▶ _Supplied records_:
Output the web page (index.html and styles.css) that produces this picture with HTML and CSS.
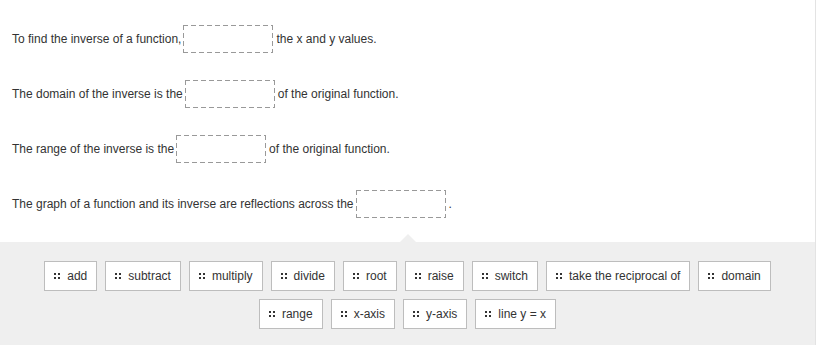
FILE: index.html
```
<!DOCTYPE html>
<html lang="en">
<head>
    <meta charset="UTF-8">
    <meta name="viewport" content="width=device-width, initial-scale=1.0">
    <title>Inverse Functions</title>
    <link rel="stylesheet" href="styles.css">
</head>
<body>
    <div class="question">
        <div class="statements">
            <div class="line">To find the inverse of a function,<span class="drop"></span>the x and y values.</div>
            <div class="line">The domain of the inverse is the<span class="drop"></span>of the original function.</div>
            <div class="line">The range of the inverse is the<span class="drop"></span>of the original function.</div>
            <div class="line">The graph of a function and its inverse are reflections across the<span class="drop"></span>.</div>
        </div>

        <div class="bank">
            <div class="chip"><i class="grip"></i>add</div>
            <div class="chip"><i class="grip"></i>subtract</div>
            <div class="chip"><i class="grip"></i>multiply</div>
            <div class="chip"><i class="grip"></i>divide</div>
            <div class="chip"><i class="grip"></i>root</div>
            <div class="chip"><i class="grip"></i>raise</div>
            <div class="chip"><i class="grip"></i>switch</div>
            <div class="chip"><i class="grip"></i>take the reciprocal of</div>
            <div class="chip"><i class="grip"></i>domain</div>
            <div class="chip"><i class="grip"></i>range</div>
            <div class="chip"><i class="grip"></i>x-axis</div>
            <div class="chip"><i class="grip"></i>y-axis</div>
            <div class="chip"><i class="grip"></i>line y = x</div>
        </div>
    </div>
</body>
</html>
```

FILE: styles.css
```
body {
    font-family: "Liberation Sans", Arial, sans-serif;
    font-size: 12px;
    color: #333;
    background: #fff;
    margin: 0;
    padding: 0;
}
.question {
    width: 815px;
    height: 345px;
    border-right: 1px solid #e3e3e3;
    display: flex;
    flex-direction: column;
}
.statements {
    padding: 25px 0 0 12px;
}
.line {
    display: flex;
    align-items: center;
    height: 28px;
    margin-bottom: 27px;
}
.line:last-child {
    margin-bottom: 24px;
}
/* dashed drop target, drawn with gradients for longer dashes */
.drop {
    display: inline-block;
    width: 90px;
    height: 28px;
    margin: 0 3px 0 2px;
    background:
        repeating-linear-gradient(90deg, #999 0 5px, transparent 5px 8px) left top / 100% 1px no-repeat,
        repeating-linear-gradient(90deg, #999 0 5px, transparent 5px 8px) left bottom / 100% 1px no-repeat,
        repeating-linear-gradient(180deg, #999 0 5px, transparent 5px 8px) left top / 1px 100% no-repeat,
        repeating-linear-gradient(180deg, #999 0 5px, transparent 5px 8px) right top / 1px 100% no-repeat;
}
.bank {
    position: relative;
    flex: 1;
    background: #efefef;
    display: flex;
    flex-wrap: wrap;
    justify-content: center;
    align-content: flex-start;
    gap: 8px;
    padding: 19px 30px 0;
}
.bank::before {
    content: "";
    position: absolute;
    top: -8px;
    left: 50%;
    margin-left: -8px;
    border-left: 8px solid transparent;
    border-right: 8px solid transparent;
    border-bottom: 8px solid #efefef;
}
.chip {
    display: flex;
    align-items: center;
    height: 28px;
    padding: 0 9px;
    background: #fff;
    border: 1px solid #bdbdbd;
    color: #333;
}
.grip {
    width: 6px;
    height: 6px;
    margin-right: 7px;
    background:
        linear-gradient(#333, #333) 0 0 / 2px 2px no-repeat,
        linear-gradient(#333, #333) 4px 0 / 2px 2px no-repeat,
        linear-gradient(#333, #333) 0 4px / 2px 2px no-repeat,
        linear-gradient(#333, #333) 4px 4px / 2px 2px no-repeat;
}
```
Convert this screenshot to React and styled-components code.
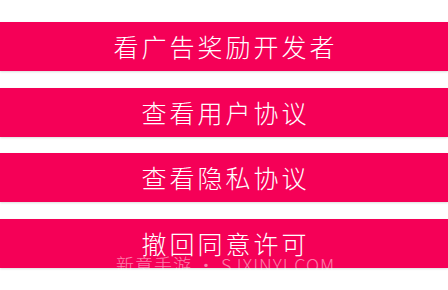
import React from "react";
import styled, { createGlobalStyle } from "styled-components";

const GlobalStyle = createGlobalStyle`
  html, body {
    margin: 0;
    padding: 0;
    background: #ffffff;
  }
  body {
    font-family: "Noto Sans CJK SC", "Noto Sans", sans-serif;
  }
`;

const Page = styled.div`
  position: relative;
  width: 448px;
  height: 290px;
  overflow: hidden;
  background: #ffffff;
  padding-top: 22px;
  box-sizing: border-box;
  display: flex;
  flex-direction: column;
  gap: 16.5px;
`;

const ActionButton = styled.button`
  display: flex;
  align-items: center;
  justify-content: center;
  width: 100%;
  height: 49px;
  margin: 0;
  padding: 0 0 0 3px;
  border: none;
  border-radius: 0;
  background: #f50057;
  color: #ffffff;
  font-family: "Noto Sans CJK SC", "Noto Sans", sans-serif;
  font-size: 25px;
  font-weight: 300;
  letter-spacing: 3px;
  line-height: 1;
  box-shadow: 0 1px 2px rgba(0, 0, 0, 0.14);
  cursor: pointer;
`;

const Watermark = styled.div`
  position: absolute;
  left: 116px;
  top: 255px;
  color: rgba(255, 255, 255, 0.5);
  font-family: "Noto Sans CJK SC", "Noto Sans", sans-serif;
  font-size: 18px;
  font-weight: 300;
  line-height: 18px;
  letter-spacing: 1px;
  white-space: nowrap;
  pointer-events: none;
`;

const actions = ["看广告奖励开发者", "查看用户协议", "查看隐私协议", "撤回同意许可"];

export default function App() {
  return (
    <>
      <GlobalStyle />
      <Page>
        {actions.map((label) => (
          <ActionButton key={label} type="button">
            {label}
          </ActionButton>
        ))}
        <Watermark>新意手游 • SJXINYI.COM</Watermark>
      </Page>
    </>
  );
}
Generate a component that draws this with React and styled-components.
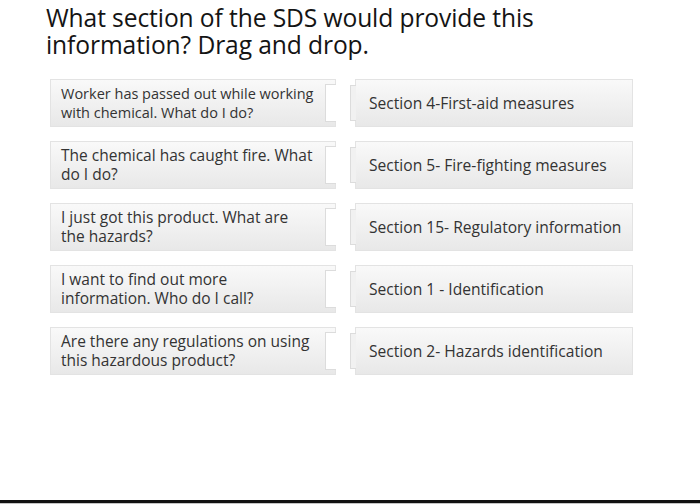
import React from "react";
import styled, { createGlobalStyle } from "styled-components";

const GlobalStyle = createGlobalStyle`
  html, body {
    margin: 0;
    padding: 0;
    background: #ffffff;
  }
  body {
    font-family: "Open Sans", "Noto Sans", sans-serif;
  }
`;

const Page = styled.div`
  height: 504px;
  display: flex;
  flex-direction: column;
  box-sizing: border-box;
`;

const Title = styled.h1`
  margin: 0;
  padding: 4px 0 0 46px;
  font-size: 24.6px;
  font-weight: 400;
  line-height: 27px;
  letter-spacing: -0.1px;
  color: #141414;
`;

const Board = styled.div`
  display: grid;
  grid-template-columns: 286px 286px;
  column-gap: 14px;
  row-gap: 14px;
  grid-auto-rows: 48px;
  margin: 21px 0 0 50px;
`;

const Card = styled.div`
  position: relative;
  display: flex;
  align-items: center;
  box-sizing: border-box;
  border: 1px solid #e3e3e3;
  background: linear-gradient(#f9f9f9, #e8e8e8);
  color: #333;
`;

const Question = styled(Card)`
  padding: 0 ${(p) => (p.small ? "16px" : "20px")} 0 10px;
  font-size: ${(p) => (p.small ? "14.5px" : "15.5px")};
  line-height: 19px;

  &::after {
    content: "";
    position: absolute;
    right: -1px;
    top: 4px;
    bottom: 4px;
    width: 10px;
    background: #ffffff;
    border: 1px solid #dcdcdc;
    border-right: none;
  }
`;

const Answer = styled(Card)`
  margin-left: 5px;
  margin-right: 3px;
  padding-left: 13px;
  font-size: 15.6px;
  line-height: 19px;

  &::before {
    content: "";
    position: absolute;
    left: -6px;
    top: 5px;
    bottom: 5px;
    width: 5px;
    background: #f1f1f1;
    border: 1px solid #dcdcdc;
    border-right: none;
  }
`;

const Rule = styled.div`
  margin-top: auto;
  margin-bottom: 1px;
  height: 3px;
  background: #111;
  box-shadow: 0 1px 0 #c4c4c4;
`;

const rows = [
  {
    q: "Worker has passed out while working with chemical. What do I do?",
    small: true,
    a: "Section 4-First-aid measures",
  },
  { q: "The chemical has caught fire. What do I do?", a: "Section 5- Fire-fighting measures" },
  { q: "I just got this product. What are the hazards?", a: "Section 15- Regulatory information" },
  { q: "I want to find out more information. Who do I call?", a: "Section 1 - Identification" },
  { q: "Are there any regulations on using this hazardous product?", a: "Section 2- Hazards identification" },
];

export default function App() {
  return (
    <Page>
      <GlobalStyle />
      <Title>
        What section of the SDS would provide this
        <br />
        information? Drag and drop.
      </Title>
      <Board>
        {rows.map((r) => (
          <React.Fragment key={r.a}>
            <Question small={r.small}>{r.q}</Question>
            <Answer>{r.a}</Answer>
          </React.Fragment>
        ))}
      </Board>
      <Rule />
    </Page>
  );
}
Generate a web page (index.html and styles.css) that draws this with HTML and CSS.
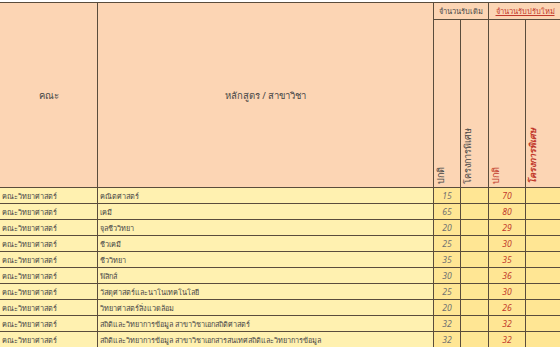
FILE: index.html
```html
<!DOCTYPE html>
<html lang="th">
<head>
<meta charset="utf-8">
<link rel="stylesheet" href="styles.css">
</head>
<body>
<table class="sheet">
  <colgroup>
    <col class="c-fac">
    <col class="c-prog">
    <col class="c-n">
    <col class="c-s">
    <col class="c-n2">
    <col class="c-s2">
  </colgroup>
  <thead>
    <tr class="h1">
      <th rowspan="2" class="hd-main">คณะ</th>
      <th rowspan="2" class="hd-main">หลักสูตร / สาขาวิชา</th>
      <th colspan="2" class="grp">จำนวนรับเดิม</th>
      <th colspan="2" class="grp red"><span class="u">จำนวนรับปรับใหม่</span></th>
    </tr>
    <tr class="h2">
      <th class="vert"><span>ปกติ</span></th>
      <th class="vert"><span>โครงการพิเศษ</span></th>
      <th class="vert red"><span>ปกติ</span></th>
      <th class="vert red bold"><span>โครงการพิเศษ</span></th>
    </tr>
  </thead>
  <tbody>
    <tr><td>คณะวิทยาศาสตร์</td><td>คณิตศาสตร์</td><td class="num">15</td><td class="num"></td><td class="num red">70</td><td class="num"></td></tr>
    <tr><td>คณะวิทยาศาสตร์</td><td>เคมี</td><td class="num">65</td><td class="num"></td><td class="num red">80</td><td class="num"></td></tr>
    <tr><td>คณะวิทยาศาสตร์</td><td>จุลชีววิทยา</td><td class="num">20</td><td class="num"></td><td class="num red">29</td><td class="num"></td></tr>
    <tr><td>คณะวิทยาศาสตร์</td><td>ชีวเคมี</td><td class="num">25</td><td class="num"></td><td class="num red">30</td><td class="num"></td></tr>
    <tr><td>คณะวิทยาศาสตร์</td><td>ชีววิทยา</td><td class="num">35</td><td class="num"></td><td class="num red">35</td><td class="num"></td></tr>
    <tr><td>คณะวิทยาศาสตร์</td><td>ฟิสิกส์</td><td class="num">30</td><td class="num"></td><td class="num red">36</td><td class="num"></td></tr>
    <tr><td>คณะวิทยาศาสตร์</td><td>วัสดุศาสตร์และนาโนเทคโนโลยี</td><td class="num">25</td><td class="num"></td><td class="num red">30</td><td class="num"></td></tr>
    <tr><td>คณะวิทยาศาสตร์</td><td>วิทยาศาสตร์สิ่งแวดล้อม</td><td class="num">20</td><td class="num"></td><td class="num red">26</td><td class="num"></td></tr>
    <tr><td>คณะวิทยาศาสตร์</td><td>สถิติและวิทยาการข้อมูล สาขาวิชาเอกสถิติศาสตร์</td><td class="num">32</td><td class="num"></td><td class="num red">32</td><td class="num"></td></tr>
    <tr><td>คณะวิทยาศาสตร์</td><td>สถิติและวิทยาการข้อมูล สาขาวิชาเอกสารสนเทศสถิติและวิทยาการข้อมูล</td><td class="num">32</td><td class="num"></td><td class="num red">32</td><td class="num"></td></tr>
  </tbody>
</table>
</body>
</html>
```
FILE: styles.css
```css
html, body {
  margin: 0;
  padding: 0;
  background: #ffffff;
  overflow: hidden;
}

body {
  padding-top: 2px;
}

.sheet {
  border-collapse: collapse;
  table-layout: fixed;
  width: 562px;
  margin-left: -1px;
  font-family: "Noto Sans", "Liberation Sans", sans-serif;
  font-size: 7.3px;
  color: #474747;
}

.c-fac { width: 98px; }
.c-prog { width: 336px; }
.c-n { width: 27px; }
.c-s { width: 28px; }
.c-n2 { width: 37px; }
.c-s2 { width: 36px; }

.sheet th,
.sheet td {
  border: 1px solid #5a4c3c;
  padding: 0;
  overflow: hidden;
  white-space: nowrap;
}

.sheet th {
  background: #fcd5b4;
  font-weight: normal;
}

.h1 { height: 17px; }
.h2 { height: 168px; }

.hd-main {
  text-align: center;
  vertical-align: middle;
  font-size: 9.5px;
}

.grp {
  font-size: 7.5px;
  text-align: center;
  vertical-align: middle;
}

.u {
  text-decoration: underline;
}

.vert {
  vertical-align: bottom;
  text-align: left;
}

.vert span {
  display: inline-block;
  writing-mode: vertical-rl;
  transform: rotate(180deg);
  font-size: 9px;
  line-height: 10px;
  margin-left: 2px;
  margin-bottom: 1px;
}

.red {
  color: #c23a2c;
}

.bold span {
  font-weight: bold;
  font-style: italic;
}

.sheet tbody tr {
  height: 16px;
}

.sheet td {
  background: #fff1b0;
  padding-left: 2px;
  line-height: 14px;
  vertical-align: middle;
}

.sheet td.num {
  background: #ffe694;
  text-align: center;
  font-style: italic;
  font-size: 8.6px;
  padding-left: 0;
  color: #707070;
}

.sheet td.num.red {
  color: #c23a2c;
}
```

▶ _Goal_: Look through the entries above for the word "components". Copy every line where it shows up.

▶ _The reply_:
Convert this screenshot to React and styled-components code.
import styled, { createGlobalStyle } from "styled-components";
Generate a component that draws this with React and styled-components.
import styled, { createGlobalStyle } from "styled-components";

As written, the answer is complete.